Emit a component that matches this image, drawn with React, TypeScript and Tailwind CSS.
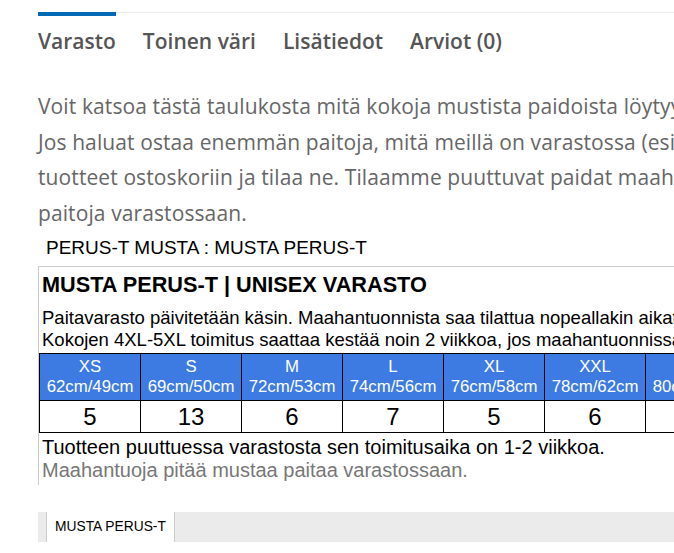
import React from 'react'

const sizes = [
  { size: 'XS', dims: '62cm/49cm', stock: '5' },
  { size: 'S', dims: '69cm/50cm', stock: '13' },
  { size: 'M', dims: '72cm/53cm', stock: '6' },
  { size: 'L', dims: '74cm/56cm', stock: '7' },
  { size: 'XL', dims: '76cm/58cm', stock: '5' },
  { size: 'XXL', dims: '78cm/62cm', stock: '6' },
  { size: '3XL', dims: '80cm/66cm', stock: '' },
  { size: '4XL', dims: '82cm/70cm', stock: '' },
]

const tabs = ['Varasto', 'Toinen väri', 'Lisätiedot', 'Arviot (0)']

export default function App() {
  return (
    <div className="h-[553px] w-[674px] overflow-hidden bg-white">
      <div className="w-[900px] pl-[38px]">
        {/* tabs */}
        <div className="mt-[12px] h-px w-full bg-[#ececec]" />
        <div className="flex gap-[27px] font-['Open_Sans',sans-serif] text-[21px] font-semibold leading-[30px] text-[#555]">
          {tabs.map((tab, i) => (
            <div key={tab} className="relative pt-[13px]">
              {i === 0 && <div className="absolute -top-px left-0 h-[4px] w-full bg-[#0068b4]" />}
              {tab}
            </div>
          ))}
        </div>

        {/* intro */}
        <div className="mt-[33px] whitespace-nowrap font-['Open_Sans',sans-serif] text-[21px] leading-[35.5px] tracking-[0.1px] text-[#666]">
          <p>Voit katsoa tästä taulukosta mitä kokoja mustista paidoista löytyy varastostamme.</p>
          <p>Jos haluat ostaa enemmän paitoja, mitä meillä on varastossa (esim. 20 kpl), lisää</p>
          <p>tuotteet ostoskoriin ja tilaa ne. Tilaamme puuttuvat paidat maahantuojalta, joka pitää</p>
          <p>paitoja varastossaan.</p>
        </div>

        <div className="mt-[6px] pl-[8px] font-['Liberation_Sans',Arial,sans-serif] text-[19px] leading-[22px] text-black">
          PERUS-T MUSTA : MUSTA PERUS-T
        </div>

        {/* stock box */}
        <div className="mt-[7px] border-l border-t border-[#ccc] pb-[3px] font-['Liberation_Sans',Arial,sans-serif] whitespace-nowrap text-black">
          <div className="pl-[3px] pt-[6px] text-[21.7px] font-bold leading-[24px]">MUSTA PERUS-T | UNISEX VARASTO</div>
          <div className="mt-[10px] pl-[3px] text-[18.5px] leading-[22px]">
            <p>Paitavarasto päivitetään käsin. Maahantuonnista saa tilattua nopeallakin aikataululla.</p>
            <p>Kokojen 4XL-5XL toimitus saattaa kestää noin 2 viikkoa, jos maahantuonnissa on niitä.</p>
          </div>
          <table className="mt-[2px] border-collapse">
            <thead>
              <tr className="bg-[#3d7be2] text-white">
                {sizes.map((s) => (
                  <th key={s.size} className="h-[47px] w-[101px] border border-black p-0 text-center text-[16.8px] font-normal leading-[20px]">
                    <div>{s.size}</div>
                    <div>{s.dims}</div>
                  </th>
                ))}
              </tr>
            </thead>
            <tbody>
              <tr>
                {sizes.map((s) => (
                  <td key={s.size} className="h-[32px] border border-black p-0 text-center text-[24px] leading-[28px]">
                    {s.stock}
                  </td>
                ))}
              </tr>
            </tbody>
          </table>
          <div className="pl-[3px] pt-[3px] text-[20px] leading-[23px]">
            <p>Tuotteen puuttuessa varastosta sen toimitusaika on 1-2 viikkoa.</p>
            <p className="text-[#777]">Maahantuoja pitää mustaa paitaa varastossaan.</p>
          </div>
        </div>

        {/* bottom tab strip */}
        <div className="mt-[27px] flex h-[30px] bg-[#ebebeb] pl-[8px] font-['Liberation_Sans',Arial,sans-serif]">
          <div className="flex items-center border-x border-[#ccc] bg-white px-[8px] text-[13.8px] text-black">
            MUSTA PERUS-T
          </div>
        </div>
      </div>
    </div>
  )
}
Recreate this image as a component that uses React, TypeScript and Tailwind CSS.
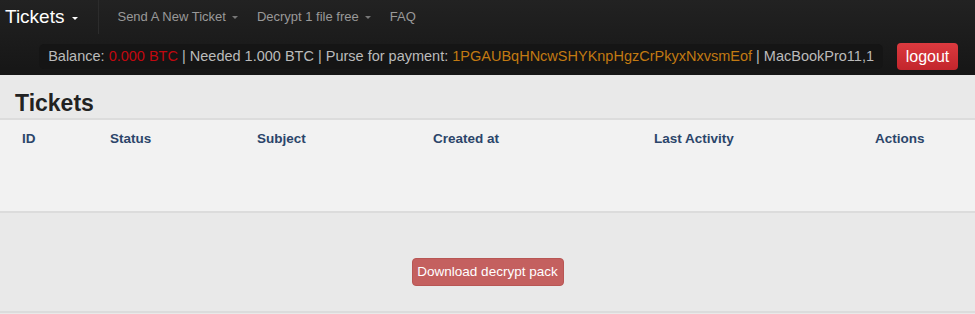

----

- **Given request**: Copy every line from the records above that contains the word "component".

- **Answer to the problem**:
Emit a component that matches this image, drawn with React, TypeScript and Tailwind CSS.
Recreate this image as a component that uses React, TypeScript and Tailwind CSS.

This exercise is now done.